Stated task — Find each line with the word "this" and copy it.
+++ Listed records
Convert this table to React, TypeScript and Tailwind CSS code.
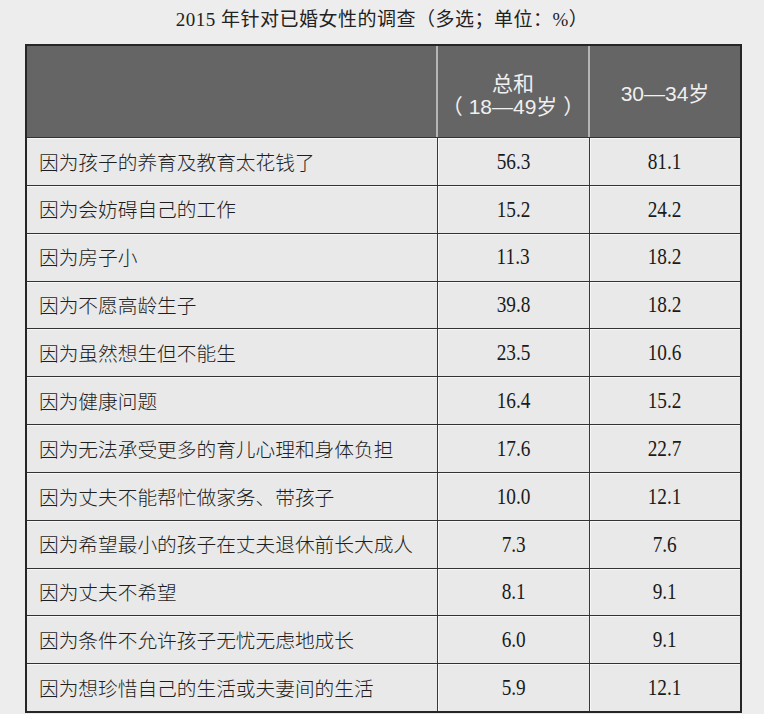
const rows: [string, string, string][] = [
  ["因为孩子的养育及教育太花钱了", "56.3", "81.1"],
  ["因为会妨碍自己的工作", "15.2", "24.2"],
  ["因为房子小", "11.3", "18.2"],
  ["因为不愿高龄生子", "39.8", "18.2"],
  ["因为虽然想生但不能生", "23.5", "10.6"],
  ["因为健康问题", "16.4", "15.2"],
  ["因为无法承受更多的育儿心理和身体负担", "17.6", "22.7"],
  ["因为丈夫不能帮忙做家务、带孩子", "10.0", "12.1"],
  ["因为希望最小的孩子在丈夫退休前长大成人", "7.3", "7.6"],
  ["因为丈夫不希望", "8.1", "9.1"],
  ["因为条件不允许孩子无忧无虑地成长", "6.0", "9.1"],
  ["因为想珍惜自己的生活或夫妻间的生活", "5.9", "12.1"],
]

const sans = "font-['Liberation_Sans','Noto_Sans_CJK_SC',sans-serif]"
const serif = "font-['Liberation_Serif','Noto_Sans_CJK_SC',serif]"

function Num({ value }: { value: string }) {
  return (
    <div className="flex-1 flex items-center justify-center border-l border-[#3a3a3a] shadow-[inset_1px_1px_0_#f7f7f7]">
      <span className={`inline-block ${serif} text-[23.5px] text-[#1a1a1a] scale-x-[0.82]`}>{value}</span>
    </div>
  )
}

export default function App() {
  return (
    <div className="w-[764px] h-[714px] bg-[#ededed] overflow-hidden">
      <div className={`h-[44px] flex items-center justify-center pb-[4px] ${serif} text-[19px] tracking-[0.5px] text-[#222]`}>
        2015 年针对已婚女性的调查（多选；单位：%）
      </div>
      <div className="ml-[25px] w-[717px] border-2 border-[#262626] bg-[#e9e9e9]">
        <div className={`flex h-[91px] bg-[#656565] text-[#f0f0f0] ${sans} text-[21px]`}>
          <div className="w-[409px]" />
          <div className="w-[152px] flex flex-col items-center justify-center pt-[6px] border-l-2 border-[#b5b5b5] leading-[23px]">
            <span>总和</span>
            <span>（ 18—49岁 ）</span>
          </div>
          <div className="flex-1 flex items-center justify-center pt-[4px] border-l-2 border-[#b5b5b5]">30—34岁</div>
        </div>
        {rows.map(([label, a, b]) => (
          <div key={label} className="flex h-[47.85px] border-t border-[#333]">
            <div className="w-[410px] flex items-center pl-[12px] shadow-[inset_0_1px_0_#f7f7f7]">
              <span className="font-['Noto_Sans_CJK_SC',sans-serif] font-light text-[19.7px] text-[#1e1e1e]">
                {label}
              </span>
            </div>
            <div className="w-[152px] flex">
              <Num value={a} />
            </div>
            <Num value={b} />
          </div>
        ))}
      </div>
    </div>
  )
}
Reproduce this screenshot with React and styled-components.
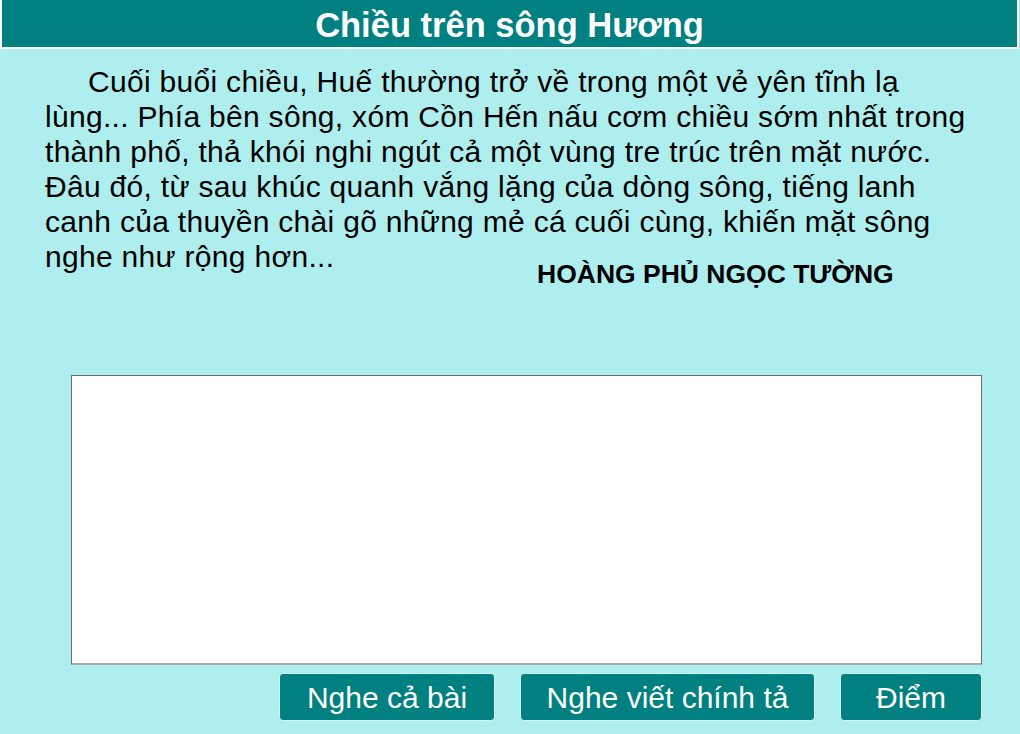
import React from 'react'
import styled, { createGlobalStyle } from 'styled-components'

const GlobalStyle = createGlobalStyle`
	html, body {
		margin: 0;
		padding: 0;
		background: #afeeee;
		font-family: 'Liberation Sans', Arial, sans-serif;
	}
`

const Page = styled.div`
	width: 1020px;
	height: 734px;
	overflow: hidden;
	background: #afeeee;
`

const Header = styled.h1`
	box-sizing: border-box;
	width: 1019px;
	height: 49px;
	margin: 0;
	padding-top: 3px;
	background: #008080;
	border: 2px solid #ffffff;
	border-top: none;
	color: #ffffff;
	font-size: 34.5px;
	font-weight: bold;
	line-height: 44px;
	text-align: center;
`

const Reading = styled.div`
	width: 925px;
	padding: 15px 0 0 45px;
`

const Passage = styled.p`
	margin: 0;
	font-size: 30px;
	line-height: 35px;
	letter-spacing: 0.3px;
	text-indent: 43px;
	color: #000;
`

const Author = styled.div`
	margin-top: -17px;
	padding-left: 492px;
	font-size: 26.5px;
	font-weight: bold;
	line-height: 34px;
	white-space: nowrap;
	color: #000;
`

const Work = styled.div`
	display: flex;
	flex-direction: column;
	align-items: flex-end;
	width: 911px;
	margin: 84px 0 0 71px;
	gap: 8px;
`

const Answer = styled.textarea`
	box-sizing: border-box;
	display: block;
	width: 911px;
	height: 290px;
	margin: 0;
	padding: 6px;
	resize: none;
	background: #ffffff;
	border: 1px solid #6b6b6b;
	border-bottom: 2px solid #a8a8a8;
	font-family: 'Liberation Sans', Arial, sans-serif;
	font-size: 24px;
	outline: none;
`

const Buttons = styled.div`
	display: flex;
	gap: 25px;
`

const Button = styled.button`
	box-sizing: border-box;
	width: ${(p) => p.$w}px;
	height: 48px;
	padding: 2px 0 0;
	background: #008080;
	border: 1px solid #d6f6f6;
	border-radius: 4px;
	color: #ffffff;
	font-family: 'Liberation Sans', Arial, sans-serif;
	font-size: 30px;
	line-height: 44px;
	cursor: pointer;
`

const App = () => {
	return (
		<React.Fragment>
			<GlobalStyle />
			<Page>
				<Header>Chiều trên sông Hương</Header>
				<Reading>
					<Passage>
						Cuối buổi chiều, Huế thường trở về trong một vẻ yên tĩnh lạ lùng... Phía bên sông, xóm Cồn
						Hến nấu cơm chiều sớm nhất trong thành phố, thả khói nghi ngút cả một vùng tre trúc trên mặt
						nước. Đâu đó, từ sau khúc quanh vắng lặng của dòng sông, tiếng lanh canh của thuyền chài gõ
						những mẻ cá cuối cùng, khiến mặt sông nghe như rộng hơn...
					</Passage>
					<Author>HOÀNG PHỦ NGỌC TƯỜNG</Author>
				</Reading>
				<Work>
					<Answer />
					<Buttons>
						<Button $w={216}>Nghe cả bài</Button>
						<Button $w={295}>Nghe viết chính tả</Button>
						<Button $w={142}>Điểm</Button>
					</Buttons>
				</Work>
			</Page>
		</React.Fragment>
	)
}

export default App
++++++
Written answer —
Convert this table to React, TypeScript and Tailwind CSS code.
Reproduce this screenshot with React and styled-components.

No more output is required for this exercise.